* **Set exercise**: Pick out each line containing the string "React".

* **Data rows**:

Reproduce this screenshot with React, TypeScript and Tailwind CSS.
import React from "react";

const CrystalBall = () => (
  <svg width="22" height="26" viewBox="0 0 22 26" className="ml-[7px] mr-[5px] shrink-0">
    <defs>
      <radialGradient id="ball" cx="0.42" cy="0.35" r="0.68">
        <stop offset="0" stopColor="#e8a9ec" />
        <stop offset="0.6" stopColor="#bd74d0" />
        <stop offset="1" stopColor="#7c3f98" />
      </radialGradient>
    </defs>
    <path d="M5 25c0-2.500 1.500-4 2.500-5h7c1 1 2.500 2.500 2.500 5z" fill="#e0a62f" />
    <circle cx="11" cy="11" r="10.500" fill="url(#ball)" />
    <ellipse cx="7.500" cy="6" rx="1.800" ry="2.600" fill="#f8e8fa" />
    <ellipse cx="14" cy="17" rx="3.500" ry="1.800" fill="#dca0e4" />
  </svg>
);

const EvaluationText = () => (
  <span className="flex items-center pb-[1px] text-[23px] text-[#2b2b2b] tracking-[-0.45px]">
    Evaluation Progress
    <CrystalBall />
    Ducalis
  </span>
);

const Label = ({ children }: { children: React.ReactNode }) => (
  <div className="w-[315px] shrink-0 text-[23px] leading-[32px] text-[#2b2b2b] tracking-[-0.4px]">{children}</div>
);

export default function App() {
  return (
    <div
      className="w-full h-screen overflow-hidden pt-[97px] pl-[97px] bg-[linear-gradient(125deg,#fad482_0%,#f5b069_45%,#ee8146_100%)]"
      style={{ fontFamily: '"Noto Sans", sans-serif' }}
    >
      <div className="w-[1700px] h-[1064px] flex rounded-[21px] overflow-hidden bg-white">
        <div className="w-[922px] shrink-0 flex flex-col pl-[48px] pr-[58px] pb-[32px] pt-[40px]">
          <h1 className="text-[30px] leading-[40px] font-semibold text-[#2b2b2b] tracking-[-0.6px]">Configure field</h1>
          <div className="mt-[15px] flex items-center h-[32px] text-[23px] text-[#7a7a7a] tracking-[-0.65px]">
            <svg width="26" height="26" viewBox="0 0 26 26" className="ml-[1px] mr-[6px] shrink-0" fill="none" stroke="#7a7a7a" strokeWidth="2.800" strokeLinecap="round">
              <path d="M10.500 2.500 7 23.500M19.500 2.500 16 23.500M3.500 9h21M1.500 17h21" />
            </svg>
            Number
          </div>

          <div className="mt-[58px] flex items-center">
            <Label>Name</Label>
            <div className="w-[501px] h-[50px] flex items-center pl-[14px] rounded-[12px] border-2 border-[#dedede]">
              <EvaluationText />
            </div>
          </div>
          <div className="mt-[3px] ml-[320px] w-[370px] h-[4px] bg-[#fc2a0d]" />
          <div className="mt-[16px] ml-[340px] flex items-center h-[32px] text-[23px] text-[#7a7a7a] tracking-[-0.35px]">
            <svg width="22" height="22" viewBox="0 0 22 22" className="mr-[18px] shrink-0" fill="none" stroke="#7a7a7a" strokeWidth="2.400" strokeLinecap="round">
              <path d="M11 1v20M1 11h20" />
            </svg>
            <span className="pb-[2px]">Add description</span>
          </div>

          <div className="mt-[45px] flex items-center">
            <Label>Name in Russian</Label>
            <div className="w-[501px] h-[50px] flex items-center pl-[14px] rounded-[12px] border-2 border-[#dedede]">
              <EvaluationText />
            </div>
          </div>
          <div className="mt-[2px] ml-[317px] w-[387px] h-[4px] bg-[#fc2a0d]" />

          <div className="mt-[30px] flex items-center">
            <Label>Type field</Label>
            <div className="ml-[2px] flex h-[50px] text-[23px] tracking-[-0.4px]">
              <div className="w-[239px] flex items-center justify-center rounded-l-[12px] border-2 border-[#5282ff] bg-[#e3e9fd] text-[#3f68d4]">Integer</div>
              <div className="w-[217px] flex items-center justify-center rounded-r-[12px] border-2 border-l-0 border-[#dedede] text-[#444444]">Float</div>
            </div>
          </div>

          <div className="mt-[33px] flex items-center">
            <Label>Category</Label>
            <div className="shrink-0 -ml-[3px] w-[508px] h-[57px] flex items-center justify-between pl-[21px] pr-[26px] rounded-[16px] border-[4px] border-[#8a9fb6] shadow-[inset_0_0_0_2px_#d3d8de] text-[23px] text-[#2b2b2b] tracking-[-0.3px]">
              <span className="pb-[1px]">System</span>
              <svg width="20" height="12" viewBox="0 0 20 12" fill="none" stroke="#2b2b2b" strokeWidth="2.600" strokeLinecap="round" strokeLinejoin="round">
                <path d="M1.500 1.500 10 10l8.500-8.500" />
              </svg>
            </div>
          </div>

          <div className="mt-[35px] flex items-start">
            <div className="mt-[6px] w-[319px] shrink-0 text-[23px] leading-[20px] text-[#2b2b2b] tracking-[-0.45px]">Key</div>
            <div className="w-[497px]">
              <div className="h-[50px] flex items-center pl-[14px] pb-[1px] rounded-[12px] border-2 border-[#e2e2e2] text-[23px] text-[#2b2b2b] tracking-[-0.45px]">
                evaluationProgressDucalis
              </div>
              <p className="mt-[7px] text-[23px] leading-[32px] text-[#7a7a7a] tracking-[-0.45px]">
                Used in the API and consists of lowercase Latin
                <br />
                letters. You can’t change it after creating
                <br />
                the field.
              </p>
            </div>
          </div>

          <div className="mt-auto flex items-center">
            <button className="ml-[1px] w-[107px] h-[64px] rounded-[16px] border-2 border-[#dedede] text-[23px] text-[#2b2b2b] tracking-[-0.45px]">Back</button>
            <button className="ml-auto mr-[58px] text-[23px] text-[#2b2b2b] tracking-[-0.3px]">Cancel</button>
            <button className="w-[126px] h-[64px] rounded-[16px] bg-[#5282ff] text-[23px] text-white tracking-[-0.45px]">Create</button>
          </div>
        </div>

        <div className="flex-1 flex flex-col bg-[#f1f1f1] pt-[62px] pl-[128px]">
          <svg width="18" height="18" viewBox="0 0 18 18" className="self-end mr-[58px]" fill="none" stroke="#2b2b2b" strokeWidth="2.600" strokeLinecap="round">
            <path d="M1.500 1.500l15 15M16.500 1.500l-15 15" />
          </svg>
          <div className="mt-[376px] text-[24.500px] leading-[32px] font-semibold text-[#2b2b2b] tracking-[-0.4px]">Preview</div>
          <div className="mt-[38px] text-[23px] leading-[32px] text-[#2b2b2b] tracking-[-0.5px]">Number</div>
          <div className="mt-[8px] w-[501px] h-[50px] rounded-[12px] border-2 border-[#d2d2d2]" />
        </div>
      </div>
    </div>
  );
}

---

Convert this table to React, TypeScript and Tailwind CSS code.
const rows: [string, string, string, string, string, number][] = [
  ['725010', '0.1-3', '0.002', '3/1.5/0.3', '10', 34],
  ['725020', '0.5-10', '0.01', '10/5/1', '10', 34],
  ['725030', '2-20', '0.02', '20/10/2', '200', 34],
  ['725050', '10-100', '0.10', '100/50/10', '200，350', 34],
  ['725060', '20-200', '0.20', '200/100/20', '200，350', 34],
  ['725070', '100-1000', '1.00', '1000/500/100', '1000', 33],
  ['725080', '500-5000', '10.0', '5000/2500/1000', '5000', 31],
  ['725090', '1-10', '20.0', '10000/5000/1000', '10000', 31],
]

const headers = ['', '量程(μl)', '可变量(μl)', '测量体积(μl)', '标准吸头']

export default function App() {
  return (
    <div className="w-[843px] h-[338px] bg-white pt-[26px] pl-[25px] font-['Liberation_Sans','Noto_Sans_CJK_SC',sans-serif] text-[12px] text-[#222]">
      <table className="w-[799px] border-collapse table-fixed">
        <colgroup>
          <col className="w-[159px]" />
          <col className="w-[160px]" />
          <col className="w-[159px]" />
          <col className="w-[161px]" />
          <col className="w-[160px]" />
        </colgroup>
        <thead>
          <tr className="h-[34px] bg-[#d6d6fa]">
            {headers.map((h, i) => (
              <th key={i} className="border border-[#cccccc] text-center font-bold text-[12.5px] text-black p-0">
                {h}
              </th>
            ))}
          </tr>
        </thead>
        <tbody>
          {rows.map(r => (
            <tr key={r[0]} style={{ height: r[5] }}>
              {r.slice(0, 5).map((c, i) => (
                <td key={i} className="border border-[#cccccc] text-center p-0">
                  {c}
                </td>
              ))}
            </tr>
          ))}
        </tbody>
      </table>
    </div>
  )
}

==

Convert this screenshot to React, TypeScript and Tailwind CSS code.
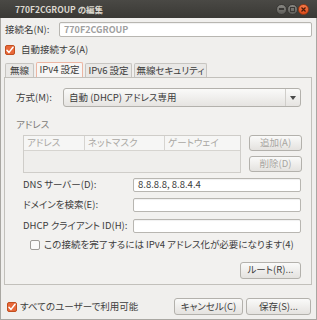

* **Solution for this problem**:
Reproduce this screenshot with React, TypeScript and Tailwind CSS.
import React from "react";
const Label = ({ children }: { children: React.ReactNode }) => (
Convert this table to React, TypeScript and Tailwind CSS code.
Convert this screenshot to React, TypeScript and Tailwind CSS code.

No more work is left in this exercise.